As COVID-19 lab leak theory looks feasible China's animal theory argument collapses
May 31, 2021
Washington [US], May 31 : The theory that COVID-19 originated in Wuhan lab in China has gained strength while Beijing's claim of coronavirus being transmitted through an animal has failed to convince the world.
According to New York Post, the former head of the Food and Drug Administration Sunday (local time) said that the argument for COVID-19 originating in a lab has grown -- while the animal source origin theory has "contracted."
"The side of the ledger that suggests that this could have come out of a lab has continued to expand, and the side of the ledger that suggests this has come from of a zoonotic source, come out of nature, really hasn't budged, and if anything you can argue that that side of the ledger has contracted," Dr Scott Gottlieb said.
"We've done an exhaustive search for this so-called intermediate host, the animal that could have been a host to this virus before it spread to human, [and] we have not found such an animal," Gottlieb, the FDA commissioner from 2017 to April 2019, explained further.
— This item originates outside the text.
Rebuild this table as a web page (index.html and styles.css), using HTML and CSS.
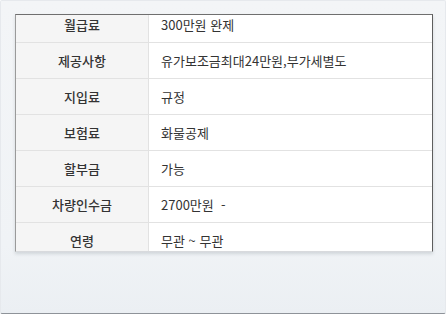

He countinues to say: "We've also fully disproven the market, the food market that was originally implicated in the outbreak as the source of the outbreak, so that side of the ledger probably has shrunken."
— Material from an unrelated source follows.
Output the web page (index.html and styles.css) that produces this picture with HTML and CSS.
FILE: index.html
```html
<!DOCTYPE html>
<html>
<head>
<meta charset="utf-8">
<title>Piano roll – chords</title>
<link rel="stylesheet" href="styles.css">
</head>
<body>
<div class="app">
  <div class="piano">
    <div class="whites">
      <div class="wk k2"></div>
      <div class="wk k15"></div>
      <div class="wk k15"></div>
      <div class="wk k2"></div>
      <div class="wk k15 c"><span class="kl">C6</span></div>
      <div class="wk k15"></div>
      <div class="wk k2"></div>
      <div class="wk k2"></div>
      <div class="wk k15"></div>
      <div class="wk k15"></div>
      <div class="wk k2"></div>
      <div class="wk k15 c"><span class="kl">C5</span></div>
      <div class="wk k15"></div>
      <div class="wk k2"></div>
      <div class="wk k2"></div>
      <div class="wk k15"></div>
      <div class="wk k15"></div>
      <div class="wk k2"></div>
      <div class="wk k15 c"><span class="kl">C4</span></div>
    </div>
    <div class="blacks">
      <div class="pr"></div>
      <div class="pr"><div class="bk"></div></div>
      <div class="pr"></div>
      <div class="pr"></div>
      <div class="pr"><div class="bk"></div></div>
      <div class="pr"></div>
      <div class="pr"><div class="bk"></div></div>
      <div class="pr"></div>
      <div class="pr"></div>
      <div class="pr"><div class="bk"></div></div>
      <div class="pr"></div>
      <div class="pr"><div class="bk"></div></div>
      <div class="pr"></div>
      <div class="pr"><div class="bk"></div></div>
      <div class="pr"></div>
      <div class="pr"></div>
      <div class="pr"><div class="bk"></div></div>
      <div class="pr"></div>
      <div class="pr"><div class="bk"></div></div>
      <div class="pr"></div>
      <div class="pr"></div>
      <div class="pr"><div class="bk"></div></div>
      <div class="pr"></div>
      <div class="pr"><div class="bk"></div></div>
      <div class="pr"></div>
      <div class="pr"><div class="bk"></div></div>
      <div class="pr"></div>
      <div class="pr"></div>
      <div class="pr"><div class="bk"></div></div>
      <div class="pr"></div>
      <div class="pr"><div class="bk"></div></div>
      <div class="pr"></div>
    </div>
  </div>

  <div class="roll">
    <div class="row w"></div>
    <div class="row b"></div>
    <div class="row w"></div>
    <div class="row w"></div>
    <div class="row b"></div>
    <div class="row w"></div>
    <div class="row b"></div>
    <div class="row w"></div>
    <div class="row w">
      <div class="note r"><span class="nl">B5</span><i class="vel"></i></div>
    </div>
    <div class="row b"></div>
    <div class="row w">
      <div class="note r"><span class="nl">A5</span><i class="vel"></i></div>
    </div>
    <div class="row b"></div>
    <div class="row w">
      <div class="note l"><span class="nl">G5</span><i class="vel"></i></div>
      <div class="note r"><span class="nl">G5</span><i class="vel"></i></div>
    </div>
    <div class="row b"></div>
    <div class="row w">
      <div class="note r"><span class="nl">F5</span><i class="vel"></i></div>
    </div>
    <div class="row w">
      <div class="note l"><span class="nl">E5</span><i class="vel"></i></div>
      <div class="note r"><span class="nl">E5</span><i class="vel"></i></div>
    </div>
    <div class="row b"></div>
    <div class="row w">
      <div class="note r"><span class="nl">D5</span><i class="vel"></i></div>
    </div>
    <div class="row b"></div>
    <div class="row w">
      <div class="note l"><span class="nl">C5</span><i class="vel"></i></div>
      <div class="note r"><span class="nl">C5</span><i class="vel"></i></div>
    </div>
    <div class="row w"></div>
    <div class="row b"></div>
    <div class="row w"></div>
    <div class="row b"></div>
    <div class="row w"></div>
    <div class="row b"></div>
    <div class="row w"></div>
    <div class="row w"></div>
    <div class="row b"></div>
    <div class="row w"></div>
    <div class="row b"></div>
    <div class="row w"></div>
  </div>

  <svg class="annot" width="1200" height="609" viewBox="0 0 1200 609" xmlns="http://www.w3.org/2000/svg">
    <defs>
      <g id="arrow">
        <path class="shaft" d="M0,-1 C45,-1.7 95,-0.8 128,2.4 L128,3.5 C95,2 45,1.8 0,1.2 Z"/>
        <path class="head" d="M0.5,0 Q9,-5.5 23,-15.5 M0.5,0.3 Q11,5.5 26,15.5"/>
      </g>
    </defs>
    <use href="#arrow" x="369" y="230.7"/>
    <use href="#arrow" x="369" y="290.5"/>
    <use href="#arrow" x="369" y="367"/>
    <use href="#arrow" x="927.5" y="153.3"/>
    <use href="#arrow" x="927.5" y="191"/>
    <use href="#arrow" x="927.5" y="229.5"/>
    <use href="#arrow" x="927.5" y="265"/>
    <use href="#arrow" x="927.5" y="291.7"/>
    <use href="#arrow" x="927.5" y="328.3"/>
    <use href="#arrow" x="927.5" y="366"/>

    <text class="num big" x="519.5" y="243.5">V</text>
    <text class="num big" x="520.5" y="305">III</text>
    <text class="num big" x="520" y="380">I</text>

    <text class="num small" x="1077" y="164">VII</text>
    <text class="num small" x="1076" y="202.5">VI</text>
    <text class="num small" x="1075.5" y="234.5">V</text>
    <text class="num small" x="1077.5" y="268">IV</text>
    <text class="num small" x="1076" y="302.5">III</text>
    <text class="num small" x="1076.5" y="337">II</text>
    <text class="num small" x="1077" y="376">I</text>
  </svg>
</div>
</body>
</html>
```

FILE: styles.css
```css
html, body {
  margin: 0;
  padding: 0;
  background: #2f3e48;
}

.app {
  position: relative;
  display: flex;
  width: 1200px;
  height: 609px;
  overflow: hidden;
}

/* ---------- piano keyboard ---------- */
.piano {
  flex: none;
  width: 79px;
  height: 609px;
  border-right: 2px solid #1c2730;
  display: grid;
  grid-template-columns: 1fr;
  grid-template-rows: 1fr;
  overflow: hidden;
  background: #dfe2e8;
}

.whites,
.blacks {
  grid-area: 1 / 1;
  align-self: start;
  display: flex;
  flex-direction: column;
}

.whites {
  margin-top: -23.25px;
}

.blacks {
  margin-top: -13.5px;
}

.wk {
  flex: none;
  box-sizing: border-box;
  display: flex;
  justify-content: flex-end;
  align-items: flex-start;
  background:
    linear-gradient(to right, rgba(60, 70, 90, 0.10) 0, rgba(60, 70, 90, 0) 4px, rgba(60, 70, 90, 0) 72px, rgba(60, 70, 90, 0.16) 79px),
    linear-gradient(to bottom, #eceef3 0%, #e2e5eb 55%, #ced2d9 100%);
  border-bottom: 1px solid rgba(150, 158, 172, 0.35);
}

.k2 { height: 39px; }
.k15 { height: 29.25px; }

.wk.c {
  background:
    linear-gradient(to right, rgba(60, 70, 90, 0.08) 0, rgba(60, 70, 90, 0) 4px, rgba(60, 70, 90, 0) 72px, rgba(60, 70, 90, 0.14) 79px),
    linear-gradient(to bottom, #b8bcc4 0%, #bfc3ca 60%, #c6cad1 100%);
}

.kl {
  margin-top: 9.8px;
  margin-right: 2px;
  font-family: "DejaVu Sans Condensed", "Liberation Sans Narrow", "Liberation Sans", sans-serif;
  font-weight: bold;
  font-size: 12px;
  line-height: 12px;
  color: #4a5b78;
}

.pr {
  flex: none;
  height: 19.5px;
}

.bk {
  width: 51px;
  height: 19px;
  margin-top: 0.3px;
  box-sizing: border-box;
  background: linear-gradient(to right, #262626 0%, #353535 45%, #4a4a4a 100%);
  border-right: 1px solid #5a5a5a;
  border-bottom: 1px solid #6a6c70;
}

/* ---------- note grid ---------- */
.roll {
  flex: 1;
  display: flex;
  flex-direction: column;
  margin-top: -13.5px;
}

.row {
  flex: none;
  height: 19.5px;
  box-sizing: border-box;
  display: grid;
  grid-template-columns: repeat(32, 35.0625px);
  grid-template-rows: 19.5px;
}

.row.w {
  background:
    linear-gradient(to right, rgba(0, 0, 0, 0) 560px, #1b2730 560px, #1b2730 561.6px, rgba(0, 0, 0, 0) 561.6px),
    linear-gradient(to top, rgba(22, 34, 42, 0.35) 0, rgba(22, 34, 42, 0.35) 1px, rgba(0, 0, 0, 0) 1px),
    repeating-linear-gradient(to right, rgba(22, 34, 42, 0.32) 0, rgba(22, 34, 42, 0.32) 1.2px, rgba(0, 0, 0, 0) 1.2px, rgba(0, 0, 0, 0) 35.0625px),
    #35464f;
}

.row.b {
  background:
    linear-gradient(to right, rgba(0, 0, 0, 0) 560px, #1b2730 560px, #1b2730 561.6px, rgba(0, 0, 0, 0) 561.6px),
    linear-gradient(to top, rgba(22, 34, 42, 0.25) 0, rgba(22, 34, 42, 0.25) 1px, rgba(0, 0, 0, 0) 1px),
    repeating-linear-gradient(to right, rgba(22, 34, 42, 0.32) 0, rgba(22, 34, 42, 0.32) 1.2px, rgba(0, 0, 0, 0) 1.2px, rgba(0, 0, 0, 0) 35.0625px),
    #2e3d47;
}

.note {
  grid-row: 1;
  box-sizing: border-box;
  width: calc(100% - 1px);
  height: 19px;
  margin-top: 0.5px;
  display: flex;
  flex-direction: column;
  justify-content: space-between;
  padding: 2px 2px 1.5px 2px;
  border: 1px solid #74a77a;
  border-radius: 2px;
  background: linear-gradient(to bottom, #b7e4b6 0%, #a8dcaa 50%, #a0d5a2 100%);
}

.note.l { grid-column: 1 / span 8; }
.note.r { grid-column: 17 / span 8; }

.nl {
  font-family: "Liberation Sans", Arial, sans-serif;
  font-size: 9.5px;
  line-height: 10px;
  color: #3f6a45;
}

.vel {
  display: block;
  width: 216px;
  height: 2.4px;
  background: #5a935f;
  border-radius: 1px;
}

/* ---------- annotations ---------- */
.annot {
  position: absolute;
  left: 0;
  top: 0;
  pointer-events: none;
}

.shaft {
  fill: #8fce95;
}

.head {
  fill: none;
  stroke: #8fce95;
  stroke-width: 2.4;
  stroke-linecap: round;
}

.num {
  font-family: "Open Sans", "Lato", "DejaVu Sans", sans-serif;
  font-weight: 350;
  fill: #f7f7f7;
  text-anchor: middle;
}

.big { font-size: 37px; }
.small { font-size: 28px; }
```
The Chinese government could provide "exculpatory" evidence showing the virus that caused the pandemic didn't leak from a lab in Wuhan, but they've yet to do so, Gottlieb said.
"They could provide the blood samples from those who worked in the lab in Wuhan, they've refused to do that, they could provide the source strains, some of the original strains, they've refused to do that, they could provide access to some of the early samples that we can sequences, they can provide an inventory of what was in the lab [at] The Wuhan Institute of Virology, the lab that has been implicated in a potential lab leak, they have refused to do that," he said.
If the theory was determined by experts to be probable, the development could lead to heightened safety measures in labs where people conduct research on viruses, he said.
"It's important to understand what the possibility is that this came out of a lab, so we can focus more international attention on trying to get better inventories about these labs, better security, make sure they're properly built," said Gottlieb.
But when it comes to knowing how to handle the spread of the virus, Gottlieb said knowing whether it started in a lab or in from animals wouldn't change much.
Meanwhile, WHO team investigating the origins of COVID-19 in China found no evidence that the virus leaked from the Wuhan lab.
Last week, the Biden administration pushed China for a further probe into a possible leak from the Wuhan lab. However, China state media rejected the idea that COVID-19 had originated there and said that it is "a conspiracy created by US intelligence agencies", reported New York Times Post.